--- PROBLEM TO SOLVE ---
Drop every picture, then transcribe the remaining data exactly.

--- STORED DATA ---
+===+

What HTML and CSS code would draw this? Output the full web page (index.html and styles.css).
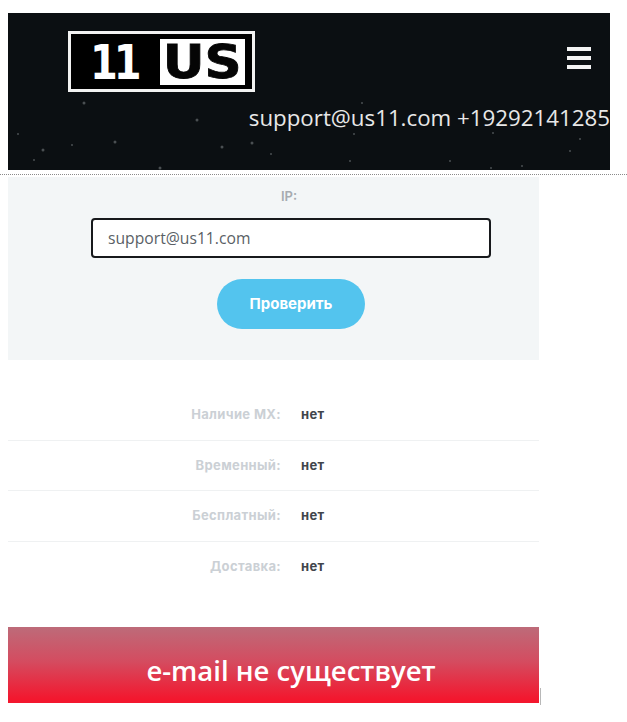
FILE: index.html
```html
<!DOCTYPE html>
<html lang="ru">
<head>
<meta charset="utf-8">
<title>11 US</title>
<link rel="stylesheet" href="styles.css">
</head>
<body>
<header class="hero">
  <svg class="stars" width="602" height="157" viewBox="0 0 602 157">
    <g fill="#4a4f52">
      <circle cx="76" cy="90" r="1.5"/><circle cx="189" cy="107" r="1.5"/><circle cx="10" cy="121" r="1"/>
      <circle cx="35" cy="137" r="1.5"/><circle cx="64" cy="132" r="1"/><circle cx="107" cy="129" r="1.5"/>
      <circle cx="214" cy="134" r="1.5"/><circle cx="244" cy="130" r="1.5"/><circle cx="263" cy="141" r="1"/>
      <circle cx="26" cy="147" r="1"/><circle cx="152" cy="155" r="1.5"/><circle cx="342" cy="148" r="1"/>
      <circle cx="354" cy="90" r="1"/><circle cx="346" cy="121" r="1"/><circle cx="483" cy="155" r="1"/>
      <circle cx="485" cy="120" r="1"/><circle cx="572" cy="126" r="1"/><circle cx="442" cy="148" r="1"/>
      <circle cx="514" cy="153" r="1"/><circle cx="562" cy="138" r="1"/>
    </g>
  </svg>
  <div class="hero-top">
    <div class="logo">
      <span class="logo-num">11</span>
      <span class="logo-us"><span class="logo-us-text">US</span></span>
    </div>
    <div class="burger"><i></i><i></i><i></i></div>
  </div>
  <div class="contacts">support@us11.com +19292141285</div>
</header>
<div class="divider"></div>
<main class="content">
  <section class="panel">
    <div class="ip-label">IP:</div>
    <input class="email-input" type="text" value="support@us11.com">
    <button class="check-btn" type="button">Проверить</button>
  </section>
  <section class="results">
    <div class="row"><span class="key">Наличие MX:</span><span class="val">нет</span></div>
    <div class="row"><span class="key">Временный:</span><span class="val">нет</span></div>
    <div class="row"><span class="key">Бесплатный:</span><span class="val">нет</span></div>
    <div class="row"><span class="key">Доставка:</span><span class="val">нет</span></div>
  </section>
  <div class="banner">e-mail не существует</div>
</main>
</body>
</html>
```
FILE: styles.css
```css
* { box-sizing: border-box; }
html, body { margin: 0; padding: 0; background: #fff; }
body { width: 627px; height: 722px; overflow: hidden; padding-top: 13px; font-family: "Inter", "Liberation Sans", sans-serif; }

.hero {
  position: relative;
  width: 602px;
  height: 157px;
  margin-left: 8px;
  background: #0b0f12;
  overflow: hidden;
}
.stars { position: absolute; left: 0; top: 0; }
.hero-top {
  position: relative;
  display: flex;
  justify-content: space-between;
  align-items: flex-start;
  padding: 18px 19px 0 60px;
}
.logo {
  width: 187px;
  height: 61px;
  background: #000;
  border: 3px solid #f2f2f2;
  display: flex;
  align-items: center;
  justify-content: space-between;
  padding: 5px 7px 5px 19px;
}
.logo-num {
  display: inline-block;
  font-family: "DejaVu Sans", sans-serif;
  font-weight: 700;
  font-size: 40px;
  line-height: 1;
  color: #fff;
  letter-spacing: -4px;
  transform: scaleY(1.2);
}
.logo-us {
  display: flex;
  align-items: center;
  justify-content: center;
  width: 85px;
  height: 46px;
  background: #fff;
  color: #050505;
  font-family: "DejaVu Sans", sans-serif;
  font-weight: 700;
  font-size: 46px;
  line-height: 46px;
}
.logo-us-text {
  display: inline-block;
  transform: scaleX(1.12);
  -webkit-text-stroke: 0.8px #050505;
}
.burger { display: flex; flex-direction: column; gap: 5px; margin-top: 16px; }
.burger i { display: block; width: 24px; height: 4px; background: #f4f4f4; }
.contacts {
  position: relative;
  margin-top: 11px;
  text-align: right;
  font-family: "Open Sans", sans-serif;
  font-size: 22.3px;
  line-height: 30px;
  color: #e8e8e8;
  white-space: nowrap;
}
.divider { height: 0; margin-top: 4px; border-top: 1px dotted #8a8a8a; }

.content { position: relative; width: 531px; margin: 2px 0 0 8px; }
.panel {
  height: 183px;
  background: #f3f6f7;
  display: flex;
  flex-direction: column;
  align-items: center;
  padding: 11px 0 0 35px;
}
.ip-label { margin-right: 4px; font-size: 13px; font-weight: 600; line-height: 16px; color: #a6abb0; }
.email-input {
  display: block;
  width: 400px;
  height: 40px;
  margin-top: 14px;
  padding: 0 15px;
  border: 2px solid #17191c;
  border-radius: 4px;
  background: #fff;
  font-family: "Open Sans", sans-serif;
  font-size: 15.7px;
  color: #5a5f66;
  outline: none;
}
.check-btn {
  width: 148px;
  height: 50px;
  margin-top: 21px;
  padding-bottom: 2px;
  border: 0;
  border-radius: 25px;
  background: #53c4ee;
  color: #fff;
  font-family: "Inter", sans-serif;
  font-size: 15px;
  font-weight: 700;
}
.results { padding-top: 30px; }
.row {
  display: grid;
  grid-template-columns: 273px 1fr;
  column-gap: 20px;
  align-items: center;
  height: 50.5px;
  padding-bottom: 1px;
  border-bottom: 1px solid #eff1f2;
  font-size: 13px;
  font-weight: 700;
  letter-spacing: 0.35px;
}
.row:last-child { border-bottom: 0; }
.key { text-align: right; color: #cbd0d5; }
.val { color: #41454b; }
.banner {
  height: 76px;
  margin-top: 35px;
  padding: 24px 0 0 35px;
  background: linear-gradient(#bd6b79 0%, #d44c60 45%, #f3172e 95%);
  color: #fff;
  text-align: center;
  font-family: "Open Sans", sans-serif;
  font-size: 27.5px;
  font-weight: 600;
  line-height: 40px;
}
.banner::after {
  content: "";
  position: absolute;
  left: 532px;
  bottom: -2px;
  width: 1px;
  height: 17px;
  background: #b8b8b8;
}
```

+===+

--- OUTPUT FOR THIS EXERCISE ---
What HTML and CSS code would draw this? Output the full web page (index.html and styles.css).
FILE: index.html
```html
<!DOCTYPE html>
<html lang="ru">
<head>
<meta charset="utf-8">
<title>11 US</title>
<link rel="stylesheet" href="styles.css">
</head>
<body>
<header class="hero">
  <svg class="stars" width="602" height="157" viewBox="0 0 602 157">
    <g fill="#4a4f52">
      <circle cx="76" cy="90" r="1.5"/><circle cx="189" cy="107" r="1.5"/><circle cx="10" cy="121" r="1"/>
      <circle cx="35" cy="137" r="1.5"/><circle cx="64" cy="132" r="1"/><circle cx="107" cy="129" r="1.5"/>
      <circle cx="214" cy="134" r="1.5"/><circle cx="244" cy="130" r="1.5"/><circle cx="263" cy="141" r="1"/>
      <circle cx="26" cy="147" r="1"/><circle cx="152" cy="155" r="1.5"/><circle cx="342" cy="148" r="1"/>
      <circle cx="354" cy="90" r="1"/><circle cx="346" cy="121" r="1"/><circle cx="483" cy="155" r="1"/>
      <circle cx="485" cy="120" r="1"/><circle cx="572" cy="126" r="1"/><circle cx="442" cy="148" r="1"/>
      <circle cx="514" cy="153" r="1"/><circle cx="562" cy="138" r="1"/>
    </g>
  </svg>
  <div class="hero-top">
    <div class="logo">
      <span class="logo-num">11</span>
      <span class="logo-us"><span class="logo-us-text">US</span></span>
    </div>
    <div class="burger"><i></i><i></i><i></i></div>
  </div>
  <div class="contacts">support@us11.com +19292141285</div>
</header>
<div class="divider"></div>
<main class="content">
  <section class="panel">
    <div class="ip-label">IP:</div>
    <input class="email-input" type="text" value="support@us11.com">
    <button class="check-btn" type="button">Проверить</button>
  </section>
  <section class="results">
    <div class="row"><span class="key">Наличие MX:</span><span class="val">нет</span></div>
    <div class="row"><span class="key">Временный:</span><span class="val">нет</span></div>
    <div class="row"><span class="key">Бесплатный:</span><span class="val">нет</span></div>
    <div class="row"><span class="key">Доставка:</span><span class="val">нет</span></div>
  </section>
  <div class="banner">e-mail не существует</div>
</main>
</body>
</html>
```
FILE: styles.css
```css
* { box-sizing: border-box; }
html, body { margin: 0; padding: 0; background: #fff; }
body { width: 627px; height: 722px; overflow: hidden; padding-top: 13px; font-family: "Inter", "Liberation Sans", sans-serif; }

.hero {
  position: relative;
  width: 602px;
  height: 157px;
  margin-left: 8px;
  background: #0b0f12;
  overflow: hidden;
}
.stars { position: absolute; left: 0; top: 0; }
.hero-top {
  position: relative;
  display: flex;
  justify-content: space-between;
  align-items: flex-start;
  padding: 18px 19px 0 60px;
}
.logo {
  width: 187px;
  height: 61px;
  background: #000;
  border: 3px solid #f2f2f2;
  display: flex;
  align-items: center;
  justify-content: space-between;
  padding: 5px 7px 5px 19px;
}
.logo-num {
  display: inline-block;
  font-family: "DejaVu Sans", sans-serif;
  font-weight: 700;
  font-size: 40px;
  line-height: 1;
  color: #fff;
  letter-spacing: -4px;
  transform: scaleY(1.2);
}
.logo-us {
  display: flex;
  align-items: center;
  justify-content: center;
  width: 85px;
  height: 46px;
  background: #fff;
  color: #050505;
  font-family: "DejaVu Sans", sans-serif;
  font-weight: 700;
  font-size: 46px;
  line-height: 46px;
}
.logo-us-text {
  display: inline-block;
  transform: scaleX(1.12);
  -webkit-text-stroke: 0.8px #050505;
}
.burger { display: flex; flex-direction: column; gap: 5px; margin-top: 16px; }
.burger i { display: block; width: 24px; height: 4px; background: #f4f4f4; }
.contacts {
  position: relative;
  margin-top: 11px;
  text-align: right;
  font-family: "Open Sans", sans-serif;
  font-size: 22.3px;
  line-height: 30px;
  color: #e8e8e8;
  white-space: nowrap;
}
.divider { height: 0; margin-top: 4px; border-top: 1px dotted #8a8a8a; }

.content { position: relative; width: 531px; margin: 2px 0 0 8px; }
.panel {
  height: 183px;
  background: #f3f6f7;
  display: flex;
  flex-direction: column;
  align-items: center;
  padding: 11px 0 0 35px;
}
.ip-label { margin-right: 4px; font-size: 13px; font-weight: 600; line-height: 16px; color: #a6abb0; }
.email-input {
  display: block;
  width: 400px;
  height: 40px;
  margin-top: 14px;
  padding: 0 15px;
  border: 2px solid #17191c;
  border-radius: 4px;
  background: #fff;
  font-family: "Open Sans", sans-serif;
  font-size: 15.7px;
  color: #5a5f66;
  outline: none;
}
.check-btn {
  width: 148px;
  height: 50px;
  margin-top: 21px;
  padding-bottom: 2px;
  border: 0;
  border-radius: 25px;
  background: #53c4ee;
  color: #fff;
  font-family: "Inter", sans-serif;
  font-size: 15px;
  font-weight: 700;
}
.results { padding-top: 30px; }
.row {
  display: grid;
  grid-template-columns: 273px 1fr;
  column-gap: 20px;
  align-items: center;
  height: 50.5px;
  padding-bottom: 1px;
  border-bottom: 1px solid #eff1f2;
  font-size: 13px;
  font-weight: 700;
  letter-spacing: 0.35px;
}
.row:last-child { border-bottom: 0; }
.key { text-align: right; color: #cbd0d5; }
.val { color: #41454b; }
.banner {
  height: 76px;
  margin-top: 35px;
  padding: 24px 0 0 35px;
  background: linear-gradient(#bd6b79 0%, #d44c60 45%, #f3172e 95%);
  color: #fff;
  text-align: center;
  font-family: "Open Sans", sans-serif;
  font-size: 27.5px;
  font-weight: 600;
  line-height: 40px;
}
.banner::after {
  content: "";
  position: absolute;
  left: 532px;
  bottom: -2px;
  width: 1px;
  height: 17px;
  background: #b8b8b8;
}
```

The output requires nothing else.